Astronauts Taylor, Landon and Dodge are in deep hibernation when their spaceship crash lands in a lake on an unknown planet in 3978 A.D. They awaken to find a fourth astronaut, Stewart, has died in space and their ship has started to sink. They use the inflatable raft from the ship to safely reach shore. Once on shore, Dodge performs a soil test and pronounces the soil incapable of sustaining life.

The three astronauts set off through the desert, finding first a single plant and then others. They find an oasis at the edge of the desert where they decide to take a swim. While swimming, their clothes are stolen by unknowns. Pursuing the unknowns, the astronauts find that humans, who are apparently mute, had stolen their clothes. But shortly, the astronauts and other humans are being pursued by gorillas on horseback, hunting the humans for sport and capture. Dodge is shot and killed during the pursuit while Taylor and Landon are captured; Taylor is shot in the throat, an injury that prevents him from talking to the apes for some time. The captives are taken back to Ape City, where Taylor is thrown into a cage with a woman who was captured on the same hunt, the beautiful Nova.

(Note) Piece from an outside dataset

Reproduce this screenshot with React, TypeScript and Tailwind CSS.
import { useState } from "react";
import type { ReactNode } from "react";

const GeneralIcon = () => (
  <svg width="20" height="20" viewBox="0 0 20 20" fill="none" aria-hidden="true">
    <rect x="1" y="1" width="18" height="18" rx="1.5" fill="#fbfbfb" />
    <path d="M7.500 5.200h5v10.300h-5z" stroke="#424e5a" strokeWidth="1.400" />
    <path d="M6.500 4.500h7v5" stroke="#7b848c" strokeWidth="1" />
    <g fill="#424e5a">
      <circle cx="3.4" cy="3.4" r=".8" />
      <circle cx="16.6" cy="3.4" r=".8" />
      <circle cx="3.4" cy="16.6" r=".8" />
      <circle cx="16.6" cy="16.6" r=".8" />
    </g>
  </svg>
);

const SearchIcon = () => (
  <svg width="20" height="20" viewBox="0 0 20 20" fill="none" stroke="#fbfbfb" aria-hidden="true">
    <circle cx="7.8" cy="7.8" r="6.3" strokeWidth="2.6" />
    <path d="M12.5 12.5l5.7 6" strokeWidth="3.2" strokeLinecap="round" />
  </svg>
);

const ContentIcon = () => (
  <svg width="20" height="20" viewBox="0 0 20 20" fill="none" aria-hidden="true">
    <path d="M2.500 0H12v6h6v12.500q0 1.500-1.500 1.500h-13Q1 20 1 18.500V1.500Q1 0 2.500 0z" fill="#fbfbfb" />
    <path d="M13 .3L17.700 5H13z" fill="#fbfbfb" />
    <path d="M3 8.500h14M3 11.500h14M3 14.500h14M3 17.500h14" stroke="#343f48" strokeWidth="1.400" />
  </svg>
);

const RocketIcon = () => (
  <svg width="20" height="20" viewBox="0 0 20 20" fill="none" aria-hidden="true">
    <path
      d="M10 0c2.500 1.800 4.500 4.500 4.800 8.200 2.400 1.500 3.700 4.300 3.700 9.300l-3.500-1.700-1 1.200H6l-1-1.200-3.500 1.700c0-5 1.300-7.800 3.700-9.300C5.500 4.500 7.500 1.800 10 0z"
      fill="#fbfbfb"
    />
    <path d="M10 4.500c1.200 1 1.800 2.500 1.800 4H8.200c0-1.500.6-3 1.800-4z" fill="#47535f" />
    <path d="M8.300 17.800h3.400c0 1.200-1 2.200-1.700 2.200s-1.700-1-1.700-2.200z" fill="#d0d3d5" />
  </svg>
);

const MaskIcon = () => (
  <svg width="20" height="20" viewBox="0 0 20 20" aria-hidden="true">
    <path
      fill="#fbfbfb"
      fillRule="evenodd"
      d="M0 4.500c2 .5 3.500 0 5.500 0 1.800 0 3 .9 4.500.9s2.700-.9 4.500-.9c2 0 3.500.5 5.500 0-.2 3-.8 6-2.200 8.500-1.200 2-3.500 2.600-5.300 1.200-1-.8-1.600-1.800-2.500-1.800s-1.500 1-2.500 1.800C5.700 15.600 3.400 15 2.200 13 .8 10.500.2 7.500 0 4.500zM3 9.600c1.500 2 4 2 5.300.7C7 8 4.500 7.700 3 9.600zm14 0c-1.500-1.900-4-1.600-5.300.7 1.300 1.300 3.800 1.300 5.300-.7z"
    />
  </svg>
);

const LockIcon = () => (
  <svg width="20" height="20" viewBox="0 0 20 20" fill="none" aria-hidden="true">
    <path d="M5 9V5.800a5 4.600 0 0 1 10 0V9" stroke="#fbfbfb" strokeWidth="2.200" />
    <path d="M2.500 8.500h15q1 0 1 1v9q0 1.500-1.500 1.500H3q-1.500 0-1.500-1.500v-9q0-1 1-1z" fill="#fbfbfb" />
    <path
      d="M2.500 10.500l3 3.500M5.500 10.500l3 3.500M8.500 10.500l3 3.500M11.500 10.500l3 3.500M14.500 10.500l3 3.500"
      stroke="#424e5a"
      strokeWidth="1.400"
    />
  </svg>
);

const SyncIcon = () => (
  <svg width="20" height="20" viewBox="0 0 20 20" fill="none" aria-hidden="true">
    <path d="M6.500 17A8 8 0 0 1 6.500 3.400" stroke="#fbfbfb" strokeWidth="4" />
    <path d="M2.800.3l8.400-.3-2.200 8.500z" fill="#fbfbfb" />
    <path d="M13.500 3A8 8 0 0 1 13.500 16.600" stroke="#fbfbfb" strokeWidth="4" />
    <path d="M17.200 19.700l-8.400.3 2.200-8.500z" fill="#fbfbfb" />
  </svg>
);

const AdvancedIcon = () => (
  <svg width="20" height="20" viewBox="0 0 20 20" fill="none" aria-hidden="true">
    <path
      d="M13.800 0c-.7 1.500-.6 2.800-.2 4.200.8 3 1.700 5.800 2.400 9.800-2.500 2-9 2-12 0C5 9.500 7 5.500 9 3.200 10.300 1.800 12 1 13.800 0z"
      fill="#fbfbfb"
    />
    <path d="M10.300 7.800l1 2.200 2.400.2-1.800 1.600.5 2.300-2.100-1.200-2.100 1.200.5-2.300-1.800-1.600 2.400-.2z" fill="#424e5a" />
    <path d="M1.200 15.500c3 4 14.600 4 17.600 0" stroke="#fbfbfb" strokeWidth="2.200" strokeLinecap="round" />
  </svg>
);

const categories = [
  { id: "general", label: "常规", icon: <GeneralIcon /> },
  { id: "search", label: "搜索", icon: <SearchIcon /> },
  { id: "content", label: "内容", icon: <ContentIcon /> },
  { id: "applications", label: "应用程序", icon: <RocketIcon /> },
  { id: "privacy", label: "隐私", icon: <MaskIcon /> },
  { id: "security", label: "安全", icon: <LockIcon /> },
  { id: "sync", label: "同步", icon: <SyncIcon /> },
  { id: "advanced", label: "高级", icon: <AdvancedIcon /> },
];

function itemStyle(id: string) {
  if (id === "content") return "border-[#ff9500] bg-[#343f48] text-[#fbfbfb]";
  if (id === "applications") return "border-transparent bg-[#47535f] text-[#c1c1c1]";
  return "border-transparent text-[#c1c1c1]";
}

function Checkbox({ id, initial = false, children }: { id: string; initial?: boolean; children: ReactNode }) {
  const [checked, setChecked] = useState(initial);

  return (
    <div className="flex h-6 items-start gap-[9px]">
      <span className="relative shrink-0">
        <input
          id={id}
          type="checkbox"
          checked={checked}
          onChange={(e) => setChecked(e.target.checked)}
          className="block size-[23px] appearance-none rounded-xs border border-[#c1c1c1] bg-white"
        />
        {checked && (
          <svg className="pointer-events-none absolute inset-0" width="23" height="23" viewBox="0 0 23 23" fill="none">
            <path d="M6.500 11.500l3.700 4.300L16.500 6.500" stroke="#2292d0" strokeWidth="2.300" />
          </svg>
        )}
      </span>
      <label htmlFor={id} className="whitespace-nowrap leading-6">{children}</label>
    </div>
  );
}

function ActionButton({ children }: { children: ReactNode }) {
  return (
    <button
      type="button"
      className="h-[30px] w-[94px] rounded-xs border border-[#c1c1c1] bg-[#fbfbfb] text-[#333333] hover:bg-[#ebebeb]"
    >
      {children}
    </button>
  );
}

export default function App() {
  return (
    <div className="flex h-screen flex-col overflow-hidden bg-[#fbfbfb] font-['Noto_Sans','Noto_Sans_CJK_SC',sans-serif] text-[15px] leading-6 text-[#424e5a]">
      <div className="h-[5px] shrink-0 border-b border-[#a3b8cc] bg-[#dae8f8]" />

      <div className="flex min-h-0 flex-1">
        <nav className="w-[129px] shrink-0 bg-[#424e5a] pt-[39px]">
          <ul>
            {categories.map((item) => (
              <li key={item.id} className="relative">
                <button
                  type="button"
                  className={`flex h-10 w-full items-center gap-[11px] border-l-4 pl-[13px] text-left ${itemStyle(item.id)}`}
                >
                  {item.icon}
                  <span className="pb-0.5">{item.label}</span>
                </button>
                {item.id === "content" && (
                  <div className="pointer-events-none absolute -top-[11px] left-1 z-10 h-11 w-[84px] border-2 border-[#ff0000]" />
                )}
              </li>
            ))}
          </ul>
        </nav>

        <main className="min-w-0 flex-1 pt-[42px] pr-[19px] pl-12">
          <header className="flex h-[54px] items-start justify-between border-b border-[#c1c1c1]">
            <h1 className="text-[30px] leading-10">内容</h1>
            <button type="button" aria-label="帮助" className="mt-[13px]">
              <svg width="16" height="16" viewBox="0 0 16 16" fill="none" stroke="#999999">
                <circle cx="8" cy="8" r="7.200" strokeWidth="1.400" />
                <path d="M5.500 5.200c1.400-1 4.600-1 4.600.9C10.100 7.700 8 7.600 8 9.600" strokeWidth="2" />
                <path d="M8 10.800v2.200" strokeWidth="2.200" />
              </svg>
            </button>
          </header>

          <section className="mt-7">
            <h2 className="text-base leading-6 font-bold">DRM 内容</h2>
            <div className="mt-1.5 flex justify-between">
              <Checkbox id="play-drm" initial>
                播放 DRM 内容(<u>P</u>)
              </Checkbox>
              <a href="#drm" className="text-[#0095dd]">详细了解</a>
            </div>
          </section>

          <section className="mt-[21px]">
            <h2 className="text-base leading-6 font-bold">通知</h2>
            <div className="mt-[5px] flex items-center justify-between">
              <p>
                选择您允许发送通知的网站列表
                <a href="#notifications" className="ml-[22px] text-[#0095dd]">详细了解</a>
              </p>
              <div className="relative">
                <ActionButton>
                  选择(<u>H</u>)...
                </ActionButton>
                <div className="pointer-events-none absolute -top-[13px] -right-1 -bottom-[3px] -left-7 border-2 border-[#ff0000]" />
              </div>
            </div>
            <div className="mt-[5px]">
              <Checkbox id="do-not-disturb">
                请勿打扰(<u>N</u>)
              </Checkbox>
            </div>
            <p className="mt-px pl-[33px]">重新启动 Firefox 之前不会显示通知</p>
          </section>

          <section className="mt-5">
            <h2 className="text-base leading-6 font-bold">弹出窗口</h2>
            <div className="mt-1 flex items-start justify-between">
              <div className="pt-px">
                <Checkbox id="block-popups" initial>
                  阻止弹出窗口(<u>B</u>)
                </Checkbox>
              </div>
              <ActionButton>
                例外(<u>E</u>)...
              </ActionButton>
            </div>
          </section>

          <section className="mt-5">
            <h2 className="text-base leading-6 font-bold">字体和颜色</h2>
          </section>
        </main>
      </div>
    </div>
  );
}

Taylor discovers that the apes, who can talk, are in control and are divided into three classes: gorilla police and military, orangutan administrators and politicians, and chimpanzee intellectuals and workers. Humans, who cannot talk, are wild animals, hunted or used for scientific experimentation. This latter fact is illustrated when Taylor eventually finds Landon, who has been lobotomized after revealing his speaking ability. Taylor had already found Dodge in a museum, stuffed as an exhibit (as Dodge is of African descent, and dark-skinned, he is an anomaly in a world of Caucasian light-skinned humans. Therefore, the apes put him on display).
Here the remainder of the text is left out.